### Exercise
Set down the material below word for word, excluding the pictures.

______________________________

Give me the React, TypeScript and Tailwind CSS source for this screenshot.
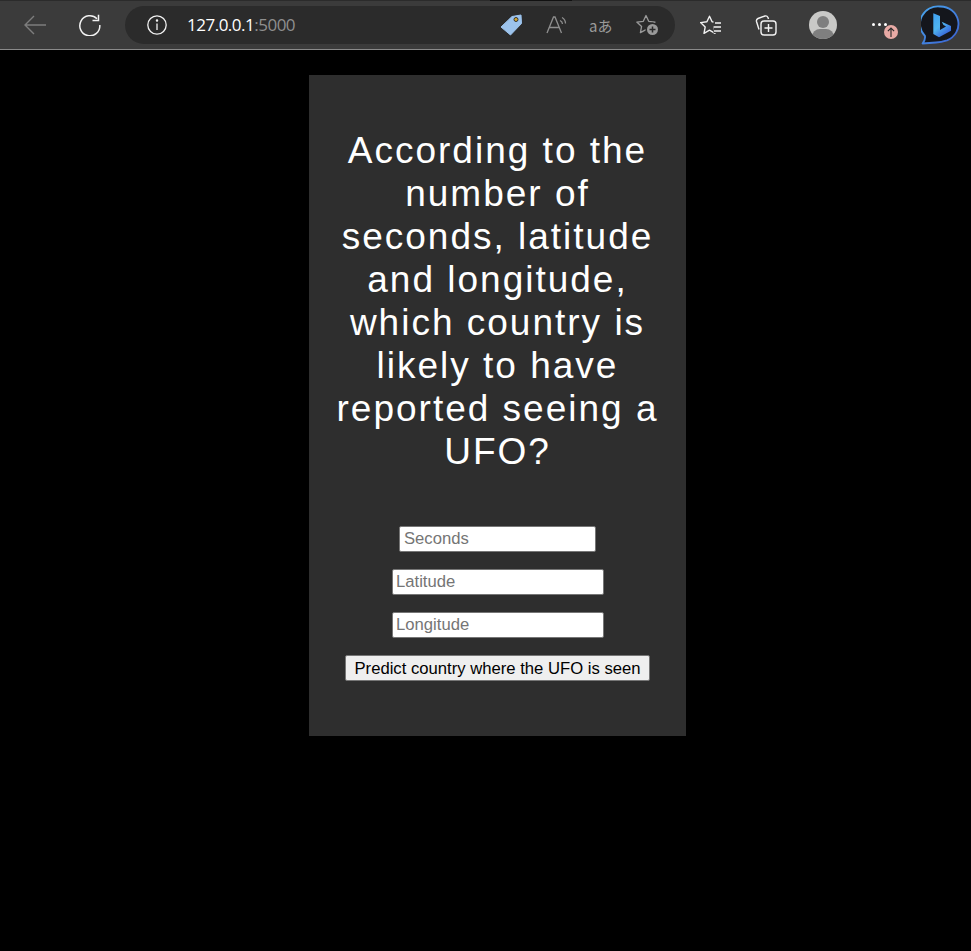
import React from "react";

const Toolbar = () => {
  return (
    <div className="h-[50px] bg-[#3b3b3b] border-t border-t-[#2b2b2b] border-b border-b-[#8a8a8a] flex items-center relative">
      <div className="absolute top-[-1px] left-[490px] w-[82px] h-px bg-[#111111]"></div>
      {/* back */}
      <svg className="ml-[24px]" width="22" height="20" viewBox="0 0 22 20" fill="none" stroke="#7d7d7d" strokeWidth="1.4">
        <path d="M1 10H22M10 1L1 10l9 9" />
      </svg>
      {/* refresh */}
      <svg className="ml-[33px]" width="22" height="22" viewBox="0 0 22 22" fill="none" stroke="#f2f2f2" strokeWidth="1.5">
        <path d="M18 4.8A10 10 0 1 0 20.8 11" />
        <path d="M13.5 6.5H19.5V0.8" />
      </svg>
      {/* address bar */}
      <div className="ml-[24px] w-[550px] h-[38px] rounded-full bg-[#2b2b2b] flex items-center shrink-0">
        <svg className="ml-[22px]" width="20" height="20" viewBox="0 0 20 20" fill="none" stroke="#f2f2f2" strokeWidth="1.3">
          <circle cx="10" cy="10" r="9.2" />
          <path d="M10 8.5V15" />
          <circle cx="10" cy="5.6" r="0.6" fill="#f2f2f2" />
        </svg>
        <span className="ml-[20px] text-[17px] tracking-[-0.5px] text-white font-['Open_Sans',sans-serif]">
          127.0.0.1<span className="text-[#8f8f8f]">:5000</span>
        </span>
        <svg className="ml-[205px]" width="22" height="22" viewBox="0 0 22 22">
          <path d="M1 13L12 2.5 21 1l0.5 8.5L10.500 21z" fill="#9cc3ec" stroke="#9cc3ec" strokeLinejoin="round" />
          <circle cx="16" cy="5.500" r="2" fill="#d4a72c" stroke="#333333" />
        </svg>
        <svg className="ml-[24px]" width="22" height="18" viewBox="0 0 22 18" fill="none" stroke="#8f8f8f" strokeWidth="1.3">
          <path d="M1 17L7.500 1h1.500L15.500 17M3.500 11.500h9.500" />
          <path d="M14 4.500a4 4 0 0 1 2.500 3.500M16 1.500a7 7 0 0 1 3.500 6" />
        </svg>
        <span className="ml-[21px] text-[15px] leading-none text-[#9a9a9a] font-['Noto_Sans_CJK_JP',sans-serif]">aあ</span>
        <svg className="ml-[23px]" width="23" height="22" viewBox="0 0 23 22" fill="none" stroke="#9a9a9a" strokeWidth="1.3">
          <path d="M10 1.500l2.700 5.800 6.300 0.800-4.600 4.300 1.200 6.200-5.600-3-5.600 3 1.200-6.200L0.800 8.100l6.500-0.800z" strokeLinejoin="round" />
          <circle cx="16.500" cy="15.500" r="7" fill="#2b2b2b" stroke="none" />
          <circle cx="16.500" cy="15.500" r="5.500" fill="#9a9a9a" stroke="none" />
          <path d="M16.500 12.500v6M13.500 15.500h6" stroke="#2b2b2b" strokeWidth="1.500" />
        </svg>
      </div>
      {/* favorites */}
      <svg className="ml-[25px]" width="22" height="20" viewBox="0 0 22 20" fill="none" stroke="#f2f2f2" strokeWidth="1.400">
        <path d="M9.500 1.200l2.600 5.600 6.300 0.800-4.600 4.300 1.200 6.400-5.500-3.100-5.500 3.100 1.200-6.400L0.600 7.600l6.300-0.800z" strokeLinejoin="round" />
        <rect x="13.500" y="6" width="8.500" height="12" fill="#3b3b3b" stroke="none" />
        <path d="M15 8h6M14 12h7M14 16h7" />
      </svg>
      {/* collections */}
      <svg className="ml-[33px]" width="22" height="22" viewBox="0 0 22 22" fill="none" stroke="#f2f2f2" strokeWidth="1.400">
        <path d="M4 15.500L1.500 7.500Q1 5.500 3 4.500l7-2.500q2-0.500 3 1.500l0.500 1.500" />
        <rect x="6" y="7" width="15" height="14" rx="3" />
        <path d="M13.500 10v8M9.500 14h8" />
      </svg>
      {/* profile */}
      <div className="ml-[32px] w-[28px] h-[28px] rounded-full bg-[#c9c9c7] overflow-hidden relative shrink-0">
        <div className="absolute left-[8px] top-[5px] w-[12px] h-[12px] rounded-full bg-[#7f7f7f]"></div>
        <div className="absolute left-[3px] top-[18px] w-[22px] h-[16px] rounded-full bg-[#7f7f7f]"></div>
      </div>
      {/* menu */}
      <div className="ml-[35px] w-[36px] h-[30px] relative shrink-0">
        <div className="absolute left-0 top-[13px] flex gap-[3px]">
          <div className="w-[3px] h-[3px] rounded-full bg-white"></div>
          <div className="w-[3px] h-[3px] rounded-full bg-white"></div>
          <div className="w-[3px] h-[3px] rounded-full bg-white"></div>
        </div>
        <div className="absolute left-[12px] top-[15px] w-[14px] h-[14px] rounded-full bg-[#e8aaa5] flex items-center justify-center">
          <svg width="8" height="10" viewBox="0 0 9 11" fill="none" stroke="#2b2b2b" strokeWidth="1.300">
            <path d="M4.500 11V1M1 4.500L4.500 1 8 4.500" />
          </svg>
        </div>
      </div>
      {/* bing */}
      <svg className="ml-[13px] shrink-0" width="40" height="40" viewBox="0 0 40 40">
        <defs>
          <linearGradient id="bingRing" x1="0" y1="0" x2="1" y2="1">
            <stop offset="0" stopColor="#4aa8ee" />
            <stop offset="1" stopColor="#3a5fd0" />
          </linearGradient>
          <linearGradient id="bingB" x1="0" y1="0" x2="0.600" y2="1">
            <stop offset="0" stopColor="#3f9ff0" />
            <stop offset="0.550" stopColor="#4fb4ee" />
            <stop offset="1" stopColor="#3560d8" />
          </linearGradient>
        </defs>
        <path d="M19 1.500a18 17.500 0 0 1 7 33.800q-6 2-11 2.200L1.500 38.500Q4.500 35 4 31A18 17.500 0 0 1 19 1.500z" fill="#14161c" stroke="url(#bingRing)" strokeWidth="1.800" strokeLinejoin="round" />
        <path d="M12.300 8.300L19 11V25L25 21.500L22.500 20L20.700 16.700L30 21V25.700L18 32.300L12.300 29Z" fill="url(#bingB)" />
      </svg>
    </div>
  );
};

const App = () => {
  return (
    <div className="min-h-[951px] bg-black font-['Liberation_Sans',sans-serif]">
      <Toolbar />
      <div className="w-[377px] mt-[25px] ml-[309px] bg-[#2e2e2e] pt-[54px] pb-[55px] px-[20px] flex flex-col items-center">
        <h1 className="text-[37px] leading-[43px] tracking-[2px] text-white text-center font-normal">
          According to the number of seconds, latitude and longitude, which country is likely to have reported seeing a UFO?
        </h1>
        <form className="mt-[53px] flex flex-col items-center gap-[17px]">
          <input
            className="w-[197px] h-[26px] bg-white border border-[#767676] rounded-[2px] px-[4px] text-[16.67px] placeholder:text-[#757575]"
            placeholder="Seconds"
          />
          <input
            className="w-[212px] h-[26px] bg-white border border-[#767676] rounded-[2px] pl-[3.5px] pr-[3px] text-[16.67px] placeholder:text-[#757575]"
            placeholder="Latitude"
          />
          <input
            className="w-[212px] h-[26px] bg-white border border-[#767676] rounded-[2px] pl-[3.5px] pr-[3px] text-[16.67px] placeholder:text-[#757575]"
            placeholder="Longitude"
          />
          <button
            type="button"
            className="w-[305px] h-[26px] bg-[#efefef] border border-[#767676] rounded-[2px] pb-[2px] text-[16.67px] text-black"
          >
            Predict country where the UFO is seen
          </button>
        </form>
      </div>
    </div>
  );
};

export default App;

______________________________

### Solution to the exercise
Give me the React, TypeScript and Tailwind CSS source for this screenshot.
import React from "react";

const Toolbar = () => {
  return (
    <div className="h-[50px] bg-[#3b3b3b] border-t border-t-[#2b2b2b] border-b border-b-[#8a8a8a] flex items-center relative">
      <div className="absolute top-[-1px] left-[490px] w-[82px] h-px bg-[#111111]"></div>
      {/* back */}
      <svg className="ml-[24px]" width="22" height="20" viewBox="0 0 22 20" fill="none" stroke="#7d7d7d" strokeWidth="1.4">
        <path d="M1 10H22M10 1L1 10l9 9" />
      </svg>
      {/* refresh */}
      <svg className="ml-[33px]" width="22" height="22" viewBox="0 0 22 22" fill="none" stroke="#f2f2f2" strokeWidth="1.5">
        <path d="M18 4.8A10 10 0 1 0 20.8 11" />
        <path d="M13.5 6.5H19.5V0.8" />
      </svg>
      {/* address bar */}
      <div className="ml-[24px] w-[550px] h-[38px] rounded-full bg-[#2b2b2b] flex items-center shrink-0">
        <svg className="ml-[22px]" width="20" height="20" viewBox="0 0 20 20" fill="none" stroke="#f2f2f2" strokeWidth="1.3">
          <circle cx="10" cy="10" r="9.2" />
          <path d="M10 8.5V15" />
          <circle cx="10" cy="5.6" r="0.6" fill="#f2f2f2" />
        </svg>
        <span className="ml-[20px] text-[17px] tracking-[-0.5px] text-white font-['Open_Sans',sans-serif]">
          127.0.0.1<span className="text-[#8f8f8f]">:5000</span>
        </span>
        <svg className="ml-[205px]" width="22" height="22" viewBox="0 0 22 22">
          <path d="M1 13L12 2.5 21 1l0.5 8.5L10.500 21z" fill="#9cc3ec" stroke="#9cc3ec" strokeLinejoin="round" />
          <circle cx="16" cy="5.500" r="2" fill="#d4a72c" stroke="#333333" />
        </svg>
        <svg className="ml-[24px]" width="22" height="18" viewBox="0 0 22 18" fill="none" stroke="#8f8f8f" strokeWidth="1.3">
          <path d="M1 17L7.500 1h1.500L15.500 17M3.500 11.500h9.500" />
          <path d="M14 4.500a4 4 0 0 1 2.500 3.500M16 1.500a7 7 0 0 1 3.500 6" />
        </svg>
        <span className="ml-[21px] text-[15px] leading-none text-[#9a9a9a] font-['Noto_Sans_CJK_JP',sans-serif]">aあ</span>
        <svg className="ml-[23px]" width="23" height="22" viewBox="0 0 23 22" fill="none" stroke="#9a9a9a" strokeWidth="1.3">
          <path d="M10 1.500l2.700 5.800 6.300 0.800-4.600 4.300 1.200 6.200-5.600-3-5.600 3 1.200-6.200L0.800 8.100l6.500-0.800z" strokeLinejoin="round" />
          <circle cx="16.500" cy="15.500" r="7" fill="#2b2b2b" stroke="none" />
          <circle cx="16.500" cy="15.500" r="5.500" fill="#9a9a9a" stroke="none" />
          <path d="M16.500 12.500v6M13.500 15.500h6" stroke="#2b2b2b" strokeWidth="1.500" />
        </svg>
      </div>
      {/* favorites */}
      <svg className="ml-[25px]" width="22" height="20" viewBox="0 0 22 20" fill="none" stroke="#f2f2f2" strokeWidth="1.400">
        <path d="M9.500 1.200l2.600 5.600 6.300 0.800-4.600 4.300 1.200 6.400-5.500-3.100-5.500 3.100 1.200-6.400L0.600 7.600l6.300-0.800z" strokeLinejoin="round" />
        <rect x="13.500" y="6" width="8.500" height="12" fill="#3b3b3b" stroke="none" />
        <path d="M15 8h6M14 12h7M14 16h7" />
      </svg>
      {/* collections */}
      <svg className="ml-[33px]" width="22" height="22" viewBox="0 0 22 22" fill="none" stroke="#f2f2f2" strokeWidth="1.400">
        <path d="M4 15.500L1.500 7.500Q1 5.500 3 4.500l7-2.500q2-0.500 3 1.500l0.500 1.500" />
        <rect x="6" y="7" width="15" height="14" rx="3" />
        <path d="M13.500 10v8M9.500 14h8" />
      </svg>
      {/* profile */}
      <div className="ml-[32px] w-[28px] h-[28px] rounded-full bg-[#c9c9c7] overflow-hidden relative shrink-0">
        <div className="absolute left-[8px] top-[5px] w-[12px] h-[12px] rounded-full bg-[#7f7f7f]"></div>
        <div className="absolute left-[3px] top-[18px] w-[22px] h-[16px] rounded-full bg-[#7f7f7f]"></div>
      </div>
      {/* menu */}
      <div className="ml-[35px] w-[36px] h-[30px] relative shrink-0">
        <div className="absolute left-0 top-[13px] flex gap-[3px]">
          <div className="w-[3px] h-[3px] rounded-full bg-white"></div>
          <div className="w-[3px] h-[3px] rounded-full bg-white"></div>
          <div className="w-[3px] h-[3px] rounded-full bg-white"></div>
        </div>
        <div className="absolute left-[12px] top-[15px] w-[14px] h-[14px] rounded-full bg-[#e8aaa5] flex items-center justify-center">
          <svg width="8" height="10" viewBox="0 0 9 11" fill="none" stroke="#2b2b2b" strokeWidth="1.300">
            <path d="M4.500 11V1M1 4.500L4.500 1 8 4.500" />
          </svg>
        </div>
      </div>
      {/* bing */}
      <svg className="ml-[13px] shrink-0" width="40" height="40" viewBox="0 0 40 40">
        <defs>
          <linearGradient id="bingRing" x1="0" y1="0" x2="1" y2="1">
            <stop offset="0" stopColor="#4aa8ee" />
            <stop offset="1" stopColor="#3a5fd0" />
          </linearGradient>
          <linearGradient id="bingB" x1="0" y1="0" x2="0.600" y2="1">
            <stop offset="0" stopColor="#3f9ff0" />
            <stop offset="0.550" stopColor="#4fb4ee" />
            <stop offset="1" stopColor="#3560d8" />
          </linearGradient>
        </defs>
        <path d="M19 1.500a18 17.500 0 0 1 7 33.800q-6 2-11 2.200L1.500 38.500Q4.500 35 4 31A18 17.500 0 0 1 19 1.500z" fill="#14161c" stroke="url(#bingRing)" strokeWidth="1.800" strokeLinejoin="round" />
        <path d="M12.300 8.300L19 11V25L25 21.500L22.500 20L20.700 16.700L30 21V25.700L18 32.300L12.300 29Z" fill="url(#bingB)" />
      </svg>
    </div>
  );
};

const App = () => {
  return (
    <div className="min-h-[951px] bg-black font-['Liberation_Sans',sans-serif]">
      <Toolbar />
      <div className="w-[377px] mt-[25px] ml-[309px] bg-[#2e2e2e] pt-[54px] pb-[55px] px-[20px] flex flex-col items-center">
        <h1 className="text-[37px] leading-[43px] tracking-[2px] text-white text-center font-normal">
          According to the number of seconds, latitude and longitude, which country is likely to have reported seeing a UFO?
        </h1>
        <form className="mt-[53px] flex flex-col items-center gap-[17px]">
          <input
            className="w-[197px] h-[26px] bg-white border border-[#767676] rounded-[2px] px-[4px] text-[16.67px] placeholder:text-[#757575]"
            placeholder="Seconds"
          />
          <input
            className="w-[212px] h-[26px] bg-white border border-[#767676] rounded-[2px] pl-[3.5px] pr-[3px] text-[16.67px] placeholder:text-[#757575]"
            placeholder="Latitude"
          />
          <input
            className="w-[212px] h-[26px] bg-white border border-[#767676] rounded-[2px] pl-[3.5px] pr-[3px] text-[16.67px] placeholder:text-[#757575]"
            placeholder="Longitude"
          />
          <button
            type="button"
            className="w-[305px] h-[26px] bg-[#efefef] border border-[#767676] rounded-[2px] pb-[2px] text-[16.67px] text-black"
          >
            Predict country where the UFO is seen
          </button>
        </form>
      </div>
    </div>
  );
};

export default App;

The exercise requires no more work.